Just because a gaming headset is bulky and cheap, doesn’t mean it can’t be shine with a lightweight build and comfortable aesthetics. Razer has done more than just dabble in the pro-gaming industry, crafting a host of stellar computer mice and keyboards in the process, and the Razer Carcharias is a prime example the company’s foray is paying off. The sleek, all-black headset sports a foam lined headband and earcups, along with a unidirectional capable of bending a full 270 degrees, and touts a lengthy cable measuring that measures just shy of 10 feet. Like many headsets on our list, the Kraken Pro boasts in-line controls for adjusting volume and muting audio, but it doesn’t attempt to create the robust virtual surround sound like the XP Seven or Tritton Warhead. However, the simple plug-and-play setup and resulting audio via the two 40-mm stereo drivers more than make up for the absent features, delivering excellent bass response and matching chat quality. The high-end admittedly does sound a bit muted and the mic lets in a fair amount of outside noise, but not enough you should be swayed if gaming is your primary purpose for the headset.
It’s not the hearty feature set that makes the Razer Carcharias a standout, but the general lack thereof. The sound is exceptional given the price, and the exterior design remains comfortable during extended gaming sessions where others fall short.
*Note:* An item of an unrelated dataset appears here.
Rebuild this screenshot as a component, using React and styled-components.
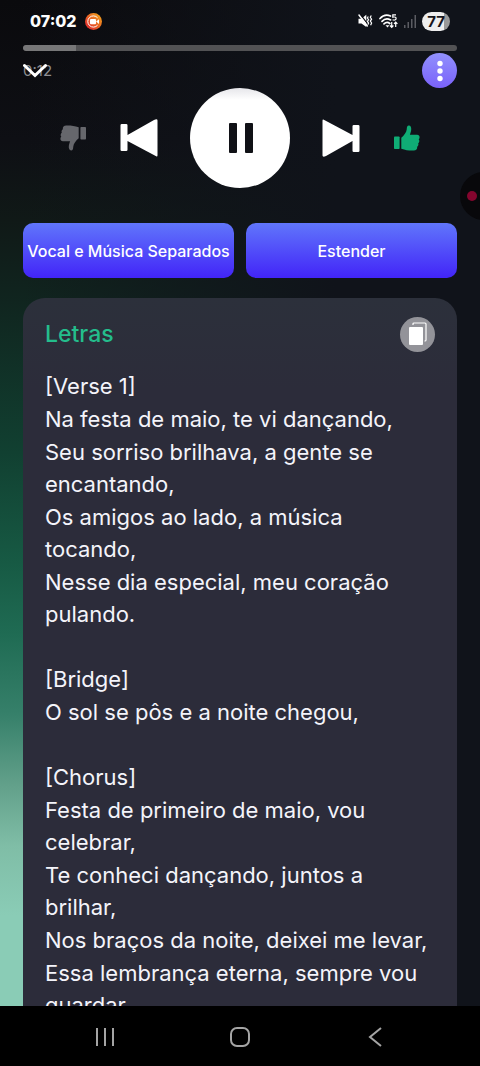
import React from 'react'
import styled, { createGlobalStyle } from 'styled-components'

const GlobalStyle = createGlobalStyle`
    * {
        box-sizing: border-box;
    }

    body {
        margin: 0;
        background: #000;
        font-family: 'Inter', 'Noto Sans', sans-serif;
        color: #FDFDFD;
    }

    button {
        border: 0;
        padding: 0;
        background: none;
        color: inherit;
        font-family: inherit;
        cursor: pointer;
    }

    svg {
        display: block;
    }
`;

const Screen = styled.div`
    position: relative;
    display: flex;
    flex-direction: column;
    height: 100vh;
    overflow: hidden;
`;

const Player = styled.main`
    flex: 1;
    min-height: 0;
    overflow: hidden;
    padding: 0 23px;
    background:
        linear-gradient(90deg, transparent 0, transparent 22px, #10131a 70%),
        linear-gradient(180deg, #0a0a0d 0, #0e0f14 14%, #101917 22%, #10251f 30%, #114031 45%, #175a44 56%, #1f6b53 63%, #36806a 71%, #62a08a 78%, #7fbda6 84%, #8accb6 91%);
`;

const StatusBar = styled.header`
    display: flex;
    align-items: center;
    justify-content: space-between;
    height: 45px;
    padding: 0 7px;
    padding-bottom: 3px;
`;

const StatusGroup = styled.div`
    display: flex;
    align-items: center;
    gap: ${props => props.$gap};
`;

const Clock = styled.span`
    font-size: 16px;
    font-weight: 800;
`;

const Battery = styled.span`
    width: 28px;
    border-radius: 10px;
    background: linear-gradient(90deg, #eee 77%, #999 77%);
    color: #15151a;
    font-size: 15px;
    font-weight: 700;
    line-height: 19px;
    text-align: center;
`;

const Track = styled.div`
    height: 6px;
    border-radius: 3px;
    background: #525254;
    overflow: hidden;
`;

const Played = styled.div`
    height: 100%;
    border-radius: 3px 0 0 3px;
    background: #777778;
`;

const TimeRow = styled.div`
    display: flex;
    align-items: center;
    justify-content: space-between;
    height: 37px;
    padding-top: 2px;
`;

const Elapsed = styled.div`
    position: relative;
    color: #8e8e92;
    font-size: 15px;
    line-height: 20px;
`;

const Collapse = styled.button`
    position: absolute;
    top: 0;
    left: 0;
`;

const MenuButton = styled.button`
    display: grid;
    place-items: center;
    width: 35px;
    height: 35px;
    border-radius: 50%;
    background: linear-gradient(180deg, #9190fc, #7a62fa);
`;

const Controls = styled.div`
    display: flex;
    align-items: center;
    justify-content: center;
    gap: 32px;
`;

const ControlButton = styled.button`
    display: grid;
    place-items: center;
    width: ${props => props.$width};
    height: 38px;
    color: ${props => props.$color || '#fff'};
`;

const PlayButton = styled.button`
    display: grid;
    place-items: center;
    width: 100px;
    height: 100px;
    border-radius: 50%;
    background: linear-gradient(180deg, #e6e6ea 0, #fff 12%);
    color: #101116;
`;

const Actions = styled.div`
    display: grid;
    grid-template-columns: repeat(2, 1fr);
    gap: 12px;
    margin-top: 35px;
`;

const ActionButton = styled.button`
    height: 55px;
    border-radius: 10px;
    background: linear-gradient(180deg, #6076fb 0, #4224f8 100%);
    color: #fff;
    font-size: 16px;
    font-weight: 500;
    white-space: nowrap;
`;

const LyricsCard = styled.section`
    margin-top: 20px;
    padding: 18px 22px;
    border-radius: 22px;
    background: linear-gradient(180deg, #2c303b 0, #2c2c3a 90px);
`;

const CardHeader = styled.div`
    display: flex;
    align-items: center;
    justify-content: space-between;
    height: 36px;
    margin-bottom: 18px;
`;

const CardTitle = styled.h2`
    margin: 0;
    color: #24bd8c;
    font-size: 23px;
    font-weight: 500;
`;

const CopyButton = styled.button`
    display: grid;
    place-items: center;
    width: 35px;
    height: 35px;
    border-radius: 50%;
    background: #939399;
`;

const Lyrics = styled.div`
    display: grid;
    gap: 33px;
`;

const Stanza = styled.div`
    display: grid;
    gap: 1px;
`;

const Line = styled.p`
    margin: 0;
    color: #f4f4fa;
    font-size: 22px;
    line-height: 32px;
`;

const RecordBubble = styled.div`
    position: absolute;
    top: 172px;
    right: -28px;
    width: 48px;
    height: 48px;
    padding: 19px 7px;
    border-radius: 50%;
    background: #08080b;
`;

const RecordDot = styled.div`
    width: 10px;
    height: 10px;
    border-radius: 50%;
    background: #84052e;
`;

const SystemNav = styled.nav`
    display: grid;
    grid-template-columns: repeat(3, 135px);
    justify-content: center;
    height: 60px;
    padding-top: 2px;
    background: #000;
`;

const NavButton = styled.button`
    display: grid;
    place-items: center;
`;

const stanzas = [
    [
        '[Verse 1]',
        'Na festa de maio, te vi dançando,',
        'Seu sorriso brilhava, a gente se encantando,',
        'Os amigos ao lado, a música tocando,',
        'Nesse dia especial, meu coração pulando.',
    ],
    [
        '[Bridge]',
        'O sol se pôs e a noite chegou,',
    ],
    [
        '[Chorus]',
        'Festa de primeiro de maio, vou celebrar,',
        'Te conheci dançando, juntos a brilhar,',
        'Nos braços da noite, deixei me levar,',
        'Essa lembrança eterna, sempre vou guardar.',
    ],
];

const RecorderIcon = () => (
    <svg width="17" height="17" viewBox="0 0 17 17">
        <defs>
            <linearGradient id="rec" x1="0" y1="1" x2="1" y2="0">
                <stop offset="0.2" stopColor="#e0362c" />
                <stop offset="0.9" stopColor="#f5a31c" />
            </linearGradient>
        </defs>
        <circle cx="8.5" cy="8.5" r="8.5" fill="url(#rec)" />
        <path d="M12.6 12.2A5.6 5.6 0 1 1 12.6 4.8" fill="none" stroke="#fff" strokeWidth="1" />
        <rect x="5" y="6" width="6" height="5.2" rx="1" fill="#fff" />
        <path d="M11 8.6L14 6.2V11z" fill="#fff" />
    </svg>
);

const MuteIcon = () => (
    <svg width="15" height="14" viewBox="0 0 15 14" fill="none" stroke="#fff">
        <path d="M0.500 4.700H3.500L8.300 0.800V13L3.500 9.600H0.500z" fill="#fff" stroke="none" />
        <path d="M2.400 0.600L10 10.300" stroke="#0a0b12" strokeWidth="1.300" />
        <path d="M1 1L9.300 12" strokeWidth="1.500" strokeLinecap="round" />
        <path d="M10.300 2.500l-.9 1.500 1.200 1.700-1.200 1.700 1.200 1.700-.8 1.500M13.300 1.500l-1 1.800 1.300 1.900-1.300 1.900 1.300 1.900-1 2.200" strokeWidth="1.200" />
    </svg>
);

const WifiIcon = () => (
    <svg width="19" height="15" viewBox="0 0 19 15" fill="none" stroke="#fff" strokeWidth="1.700">
        <path d="M1 4.500C4 1.200 8 0.600 11.500 2M3 7.300c2.400-2.500 5.600-3 8.600-1.400M5 9.900c1.700-1.600 4-1.800 5.800-.4" strokeLinecap="round" />
        <path d="M6.500 11.300L8.500 13.500 10.500 11.300z" fill="#fff" stroke="none" />
        <path d="M17 0.900h-3.200v2.300c2.400-.6 3.500.2 3.300 1.500-.2 1.400-2 1.800-3.500 1" strokeWidth="1.200" />
        <path d="M12.700 8v5M11 11.500l1.700 1.800 1.700-1.800M16.700 13V8.200M15 9.800l1.700-1.800 1.700 1.800" strokeWidth="1.200" />
    </svg>
);

const SignalIcon = () => (
    <svg width="12" height="13" viewBox="0 0 12 13" fill="#5b5c62">
        <rect x="0" y="10" width="1.500" height="3" />
        <rect x="3.500" y="7" width="1.500" height="6" />
        <rect x="7" y="4" width="1.500" height="9" />
        <rect x="10.500" y="0" width="1.500" height="13" />
    </svg>
);

const ThumbIcon = () => (
    <svg width="26" height="26" viewBox="0 0 26 26" fill="currentColor">
        <rect x="0" y="11.500" width="5.600" height="12.500" rx="0.800" />
        <path d="M7.300 12.800C10 10.500 12.400 7.400 12.700 4.500C12.900 2 13.200 0.600 14.900 0.600C16.700 0.600 17.400 2.700 17.200 4.700C17 6.800 16.300 8.200 15.900 9.700H23C24.900 9.700 26 11.200 25.500 12.900C25.400 13.400 25.100 13.900 24.700 14.200C25.700 15.600 25.500 17.300 24.200 18.300C24.700 19.700 24.300 21 23.200 21.700C23.400 24.300 22.100 25.500 19.800 25.500C15 25.600 11.500 25.200 7.300 23.700z" />
    </svg>
);

const FlippedIcon = styled.span`
    transform: rotate(180deg);
`;

const SkipIcon = () => (
    <svg width="38" height="38" viewBox="0 0 38 38" fill="currentColor">
        <path d="M1.800 0.700L30.500 15.900V7.300Q30.500 6 31.800 6H36.200Q37.500 6 37.500 7.300V31.700Q37.500 33 36.200 33H31.800Q30.500 33 30.500 31.700V22L4 37Q0.500 38.500 0.500 36.500V1.800Q0.500 0 1.800 0.700z" />
    </svg>
);

function App() {
    return (
        <Screen>
            <GlobalStyle />
            <Player>
                <StatusBar>
                    <StatusGroup $gap="8px">
                        <Clock>07:02</Clock>
                        <RecorderIcon />
                    </StatusGroup>
                    <StatusGroup $gap="6px">
                        <MuteIcon />
                        <WifiIcon />
                        <SignalIcon />
                        <Battery>77</Battery>
                    </StatusGroup>
                </StatusBar>

                <Track>
                    <Played style={{ width: `${(12 / 98) * 100}%` }} />
                </Track>
                <TimeRow>
                    <Elapsed>
                        0:12
                        <Collapse aria-label="Fechar">
                            <svg width="26" height="20" viewBox="0 0 26 20" fill="none" stroke="#fff" strokeWidth="3" strokeLinecap="round">
                                <path d="M1.500 4.500L12 14.500L22.500 4.500" />
                            </svg>
                        </Collapse>
                    </Elapsed>
                    <MenuButton aria-label="Mais opções">
                        <svg width="6" height="22" viewBox="0 0 6 22" fill="#fff">
                            <circle cx="3" cy="3.500" r="2.700" />
                            <circle cx="3" cy="11" r="2.700" />
                            <circle cx="3" cy="18.500" r="2.700" />
                        </svg>
                    </MenuButton>
                </TimeRow>

                <Controls>
                    <ControlButton $width="30px" $color="#66676c" aria-label="Não gostei">
                        <FlippedIcon><ThumbIcon /></FlippedIcon>
                    </ControlButton>
                    <ControlButton $width="38px" aria-label="Anterior">
                        <FlippedIcon><SkipIcon /></FlippedIcon>
                    </ControlButton>
                    <PlayButton aria-label="Pausar">
                        <svg width="26" height="30" viewBox="0 0 26 30" fill="currentColor">
                            <rect x="2" y="0" width="8" height="30" rx="1" />
                            <rect x="18" y="0" width="8" height="30" rx="1" />
                        </svg>
                    </PlayButton>
                    <ControlButton $width="38px" aria-label="Próxima">
                        <SkipIcon />
                    </ControlButton>
                    <ControlButton $width="30px" $color="#0fad75" aria-label="Gostei">
                        <ThumbIcon />
                    </ControlButton>
                </Controls>

                <Actions>
                    <ActionButton>Vocal e Música Separados</ActionButton>
                    <ActionButton>Estender</ActionButton>
                </Actions>

                <LyricsCard>
                    <CardHeader>
                        <CardTitle>Letras</CardTitle>
                        <CopyButton aria-label="Copiar letras">
                            <svg width="20" height="24" viewBox="0 0 20 24">
                                <rect x="1" y="5" width="14" height="18" rx="1" fill="#fff" />
                                <path d="M5 3V2Q5 1 6 1H17Q18 1 18 2V18Q18 19 17 19H16.500" fill="none" stroke="#fff" strokeWidth="1.200" />
                            </svg>
                        </CopyButton>
                    </CardHeader>
                    <Lyrics>
                        {stanzas.map(lines => (
                            <Stanza key={lines[0]}>
                                {lines.map(line => <Line key={line}>{line}</Line>)}
                            </Stanza>
                        ))}
                    </Lyrics>
                </LyricsCard>
            </Player>

            <RecordBubble>
                <RecordDot />
            </RecordBubble>

            <SystemNav>
                <NavButton aria-label="Recentes">
                    <svg width="20" height="20" viewBox="0 0 20 20" stroke="#a4a4a4" strokeWidth="2">
                        <path d="M2 1V19M10 1V19M18 1V19" />
                    </svg>
                </NavButton>
                <NavButton aria-label="Início">
                    <svg width="22" height="22" viewBox="0 0 22 22" fill="none" stroke="#a4a4a4" strokeWidth="2">
                        <rect x="2" y="2" width="18" height="18" rx="6" />
                    </svg>
                </NavButton>
                <NavButton aria-label="Voltar">
                    <svg width="14" height="22" viewBox="0 0 14 22" fill="none" stroke="#a4a4a4" strokeWidth="2">
                        <path d="M13 2L2 11L13 20" />
                    </svg>
                </NavButton>
            </SystemNav>
        </Screen>
    );
}

export default App;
If the Turtle Beach Ear Force X12 isn’t appealing, then Kraken’s budget offering may be the next best thing.
Insten Gaming Headset
You can still find brand new Insten Gaming Headsets, specifically made for Xbox 360 in 2020. They plug into the bottom of the controller and serve as a way to listen to in-game audio, as well as giving you the ability to chat with friends. It’s not the fanciest headset for Xbox 360, but it’ll get the job done. Plus, it’s one of the only headsets for the console that you can still purchase new. For $11.99, it isn’t much of an investment.